ティーに関するルールは、主にラウンドの公正さと安全、コース保護に関わります。国際的なゴルフルールを定めるR&AとUSGAは、使用するティーの長さに上限を設けています。具体的には、ティーの長さは4インチ(101.6mm)を超えてはならないと規定されています(詳細はR&A/USGAの公式サイトを参照してください)。また、プレーヤーはティーをティーイングエリア内に設置してプレーを行う必要があります。コース上でのマナーとしては、折れたティーを放置せず回収する、使用済みのティーでコースを傷つけない、ほかのプレーヤーのラインを尊重するなどが挙げられます。

練習法とデータを使った検証

ティー高さの最適化は練習場での検証が有効です。以下の手順で試してください。

  • 同一のスイングで複数の高さ・種類のティーを試す。
  • 弾道測定器(スイングトラッカーや弾道計測器)で初速・打ち出し角・スピン量を記録する。
  • データを比較して最も一貫したキャリーとスピンで安定した飛距離が出る高さを採用する。

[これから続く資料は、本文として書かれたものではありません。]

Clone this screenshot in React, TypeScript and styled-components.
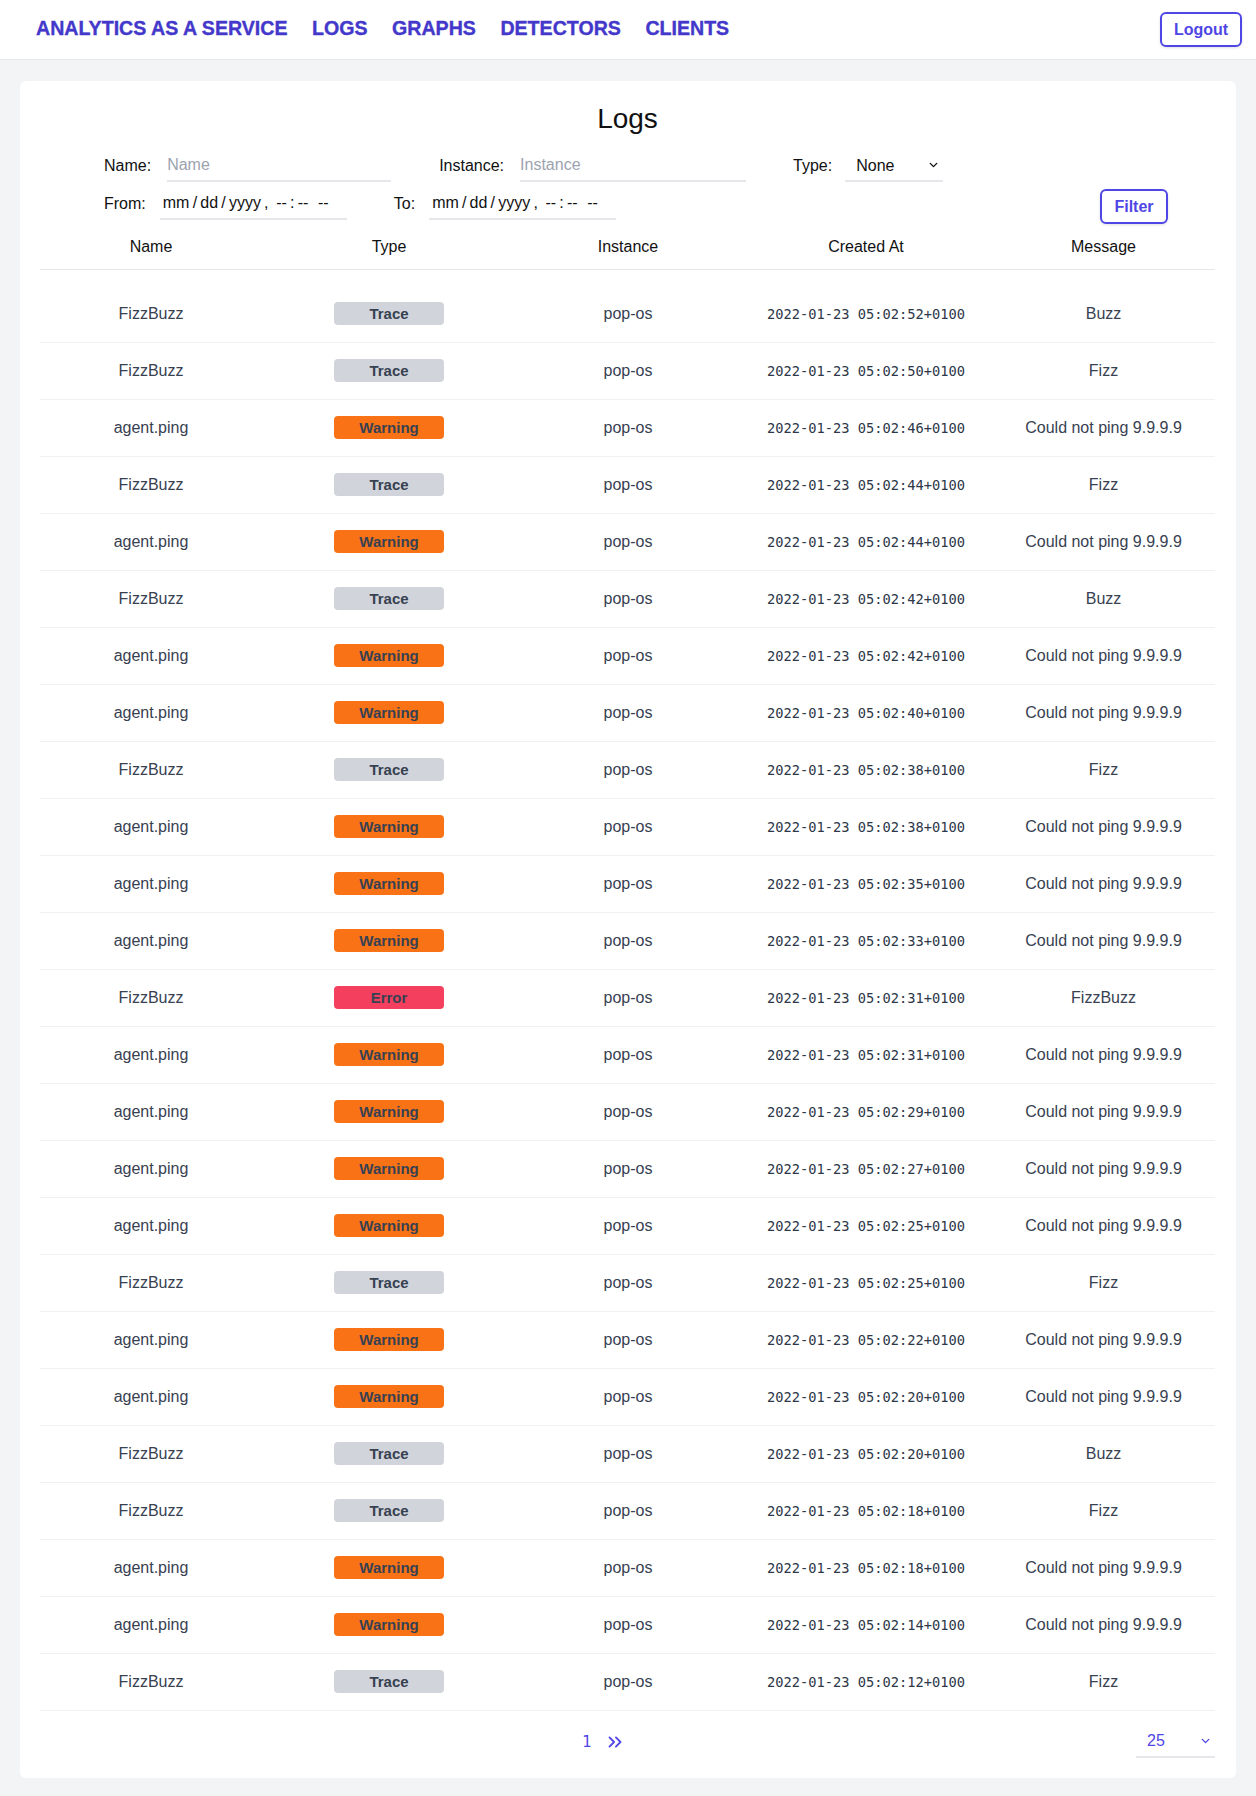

メーカーや研究機関が公開しているデータでは、ドライバーでやや高めのティーを使うと打ち出し角が増え、スピンが減る傾向があるとされていますが、個人差が大きい点に注意が必要です。

環境配慮とコースへの配慮

近年、コース保全やゴミ削減の観点から環境に優しいティーの採用が進んでいます。木質複合材や生分解性素材のティー、折れにくく長持ちしてコストを抑える設計のものなどがあり、用途や地域の気候に合わせて選ぶとよいでしょう。プレー中に折れたティーを放置しない、抜いたティーは持ち帰るといった基本的な配慮も重要です。

プロの使い分けと場面別のアドバイス

ツアープロは場面に応じてティーを使い分けます。風が強い日は低めのティーで低弾道を狙ったり、コースレイアウトでフェアウェイを狙う必要があるときは高めにして飛距離を稼ぐなど柔軟に対応します。また、練習ラウンドでは複数種類のティーを試して自分の弾道特性を把握することが多いです。

まとめ:ティー選びは再現性と目的意識が鍵

ティーは小さいながらも重要な道具です。正しい高さと種類を選び、安定して再現性のあるセッティングを作ることでショットの精度と飛距離に良い影響を与えます。ルール(ティーの長さの上限など)とコースマナーを守りつつ、自分のスイング特性に合ったティーを見つけてください。